● **INSTRUCTIONS FOR THE TASK**: In your copy, include every line of the listing below exactly but none of the pictures.

****

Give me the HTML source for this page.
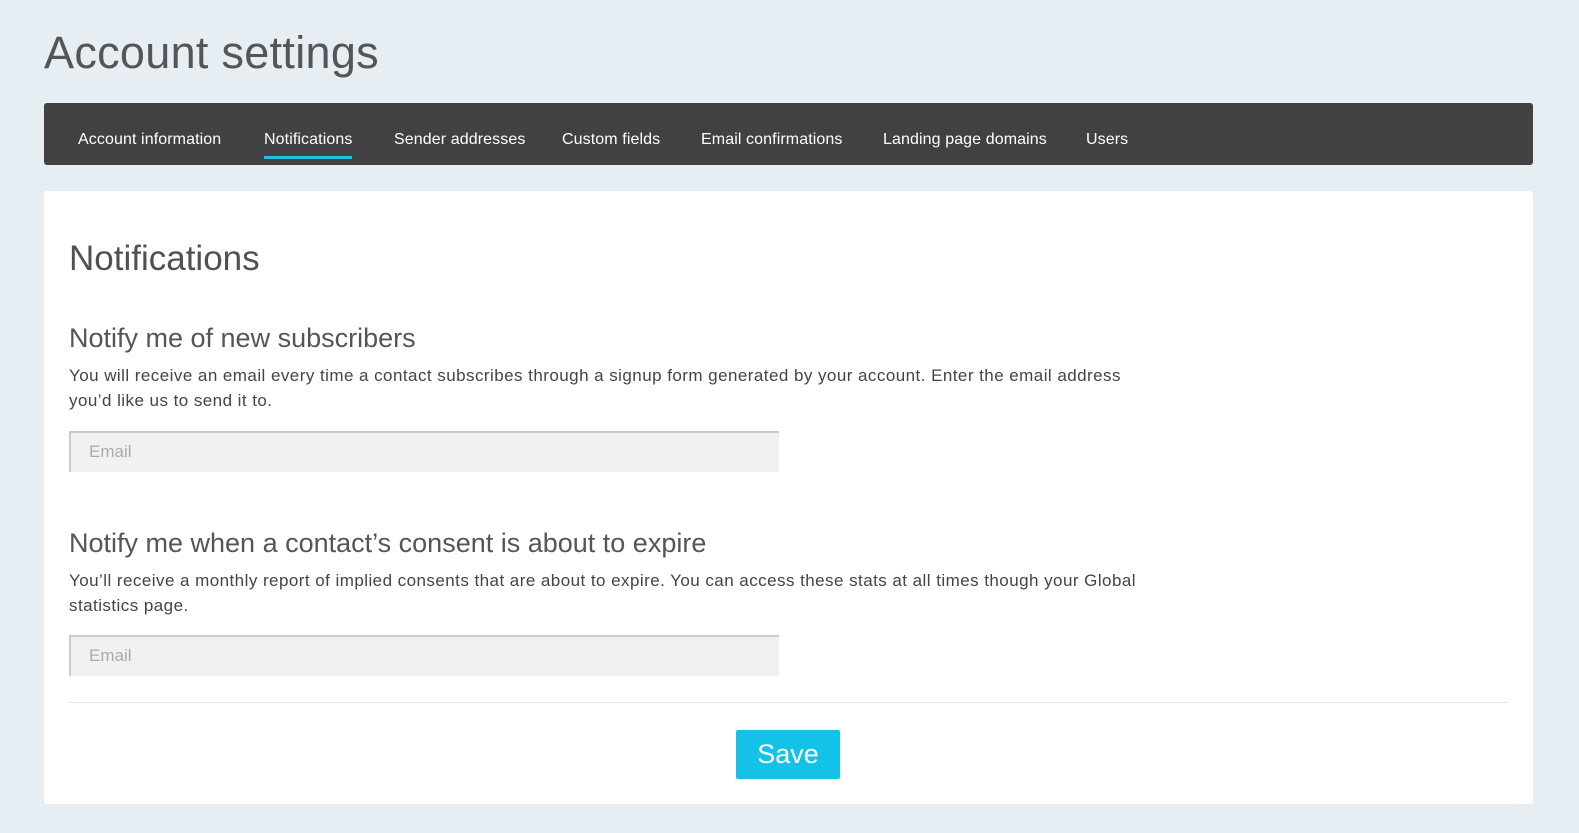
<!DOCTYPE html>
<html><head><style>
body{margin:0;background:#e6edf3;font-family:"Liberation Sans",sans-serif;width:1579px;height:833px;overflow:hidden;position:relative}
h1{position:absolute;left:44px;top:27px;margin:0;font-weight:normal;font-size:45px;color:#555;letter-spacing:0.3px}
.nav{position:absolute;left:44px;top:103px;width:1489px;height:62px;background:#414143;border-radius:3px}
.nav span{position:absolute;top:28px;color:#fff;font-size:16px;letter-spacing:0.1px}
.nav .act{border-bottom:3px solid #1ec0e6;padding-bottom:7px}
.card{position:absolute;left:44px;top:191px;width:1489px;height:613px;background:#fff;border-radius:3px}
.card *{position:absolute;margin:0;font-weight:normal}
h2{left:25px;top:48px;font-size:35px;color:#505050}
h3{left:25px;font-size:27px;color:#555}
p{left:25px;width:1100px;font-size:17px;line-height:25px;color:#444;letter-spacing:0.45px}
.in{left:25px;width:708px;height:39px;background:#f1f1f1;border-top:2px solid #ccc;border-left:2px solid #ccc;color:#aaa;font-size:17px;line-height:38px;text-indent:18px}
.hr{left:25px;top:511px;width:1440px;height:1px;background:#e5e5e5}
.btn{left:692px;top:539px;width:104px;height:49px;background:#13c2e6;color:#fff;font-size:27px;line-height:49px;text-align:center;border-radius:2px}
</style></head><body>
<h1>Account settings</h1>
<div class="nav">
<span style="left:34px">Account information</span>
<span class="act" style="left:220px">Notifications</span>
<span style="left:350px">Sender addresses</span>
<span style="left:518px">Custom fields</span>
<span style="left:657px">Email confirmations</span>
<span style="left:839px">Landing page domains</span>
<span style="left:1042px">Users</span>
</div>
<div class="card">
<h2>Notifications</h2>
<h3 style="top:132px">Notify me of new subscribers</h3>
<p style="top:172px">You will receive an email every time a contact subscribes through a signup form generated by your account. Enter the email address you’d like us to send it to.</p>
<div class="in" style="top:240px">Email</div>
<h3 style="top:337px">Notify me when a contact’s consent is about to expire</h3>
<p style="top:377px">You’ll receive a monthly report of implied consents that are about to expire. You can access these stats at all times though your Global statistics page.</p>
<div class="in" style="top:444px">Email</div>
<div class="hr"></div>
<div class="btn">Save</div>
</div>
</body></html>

****

● **SOLUTION FOR THIS TASK**:
Give me the HTML source for this page.
<!DOCTYPE html>
<html><head><style>
body{margin:0;background:#e6edf3;font-family:"Liberation Sans",sans-serif;width:1579px;height:833px;overflow:hidden;position:relative}
h1{position:absolute;left:44px;top:27px;margin:0;font-weight:normal;font-size:45px;color:#555;letter-spacing:0.3px}
.nav{position:absolute;left:44px;top:103px;width:1489px;height:62px;background:#414143;border-radius:3px}
.nav span{position:absolute;top:28px;color:#fff;font-size:16px;letter-spacing:0.1px}
.nav .act{border-bottom:3px solid #1ec0e6;padding-bottom:7px}
.card{position:absolute;left:44px;top:191px;width:1489px;height:613px;background:#fff;border-radius:3px}
.card *{position:absolute;margin:0;font-weight:normal}
h2{left:25px;top:48px;font-size:35px;color:#505050}
h3{left:25px;font-size:27px;color:#555}
p{left:25px;width:1100px;font-size:17px;line-height:25px;color:#444;letter-spacing:0.45px}
.in{left:25px;width:708px;height:39px;background:#f1f1f1;border-top:2px solid #ccc;border-left:2px solid #ccc;color:#aaa;font-size:17px;line-height:38px;text-indent:18px}
.hr{left:25px;top:511px;width:1440px;height:1px;background:#e5e5e5}
.btn{left:692px;top:539px;width:104px;height:49px;background:#13c2e6;color:#fff;font-size:27px;line-height:49px;text-align:center;border-radius:2px}
</style></head><body>
<h1>Account settings</h1>
<div class="nav">
<span style="left:34px">Account information</span>
<span class="act" style="left:220px">Notifications</span>
<span style="left:350px">Sender addresses</span>
<span style="left:518px">Custom fields</span>
<span style="left:657px">Email confirmations</span>
<span style="left:839px">Landing page domains</span>
<span style="left:1042px">Users</span>
</div>
<div class="card">
<h2>Notifications</h2>
<h3 style="top:132px">Notify me of new subscribers</h3>
<p style="top:172px">You will receive an email every time a contact subscribes through a signup form generated by your account. Enter the email address you’d like us to send it to.</p>
<div class="in" style="top:240px">Email</div>
<h3 style="top:337px">Notify me when a contact’s consent is about to expire</h3>
<p style="top:377px">You’ll receive a monthly report of implied consents that are about to expire. You can access these stats at all times though your Global statistics page.</p>
<div class="in" style="top:444px">Email</div>
<div class="hr"></div>
<div class="btn">Save</div>
</div>
</body></html>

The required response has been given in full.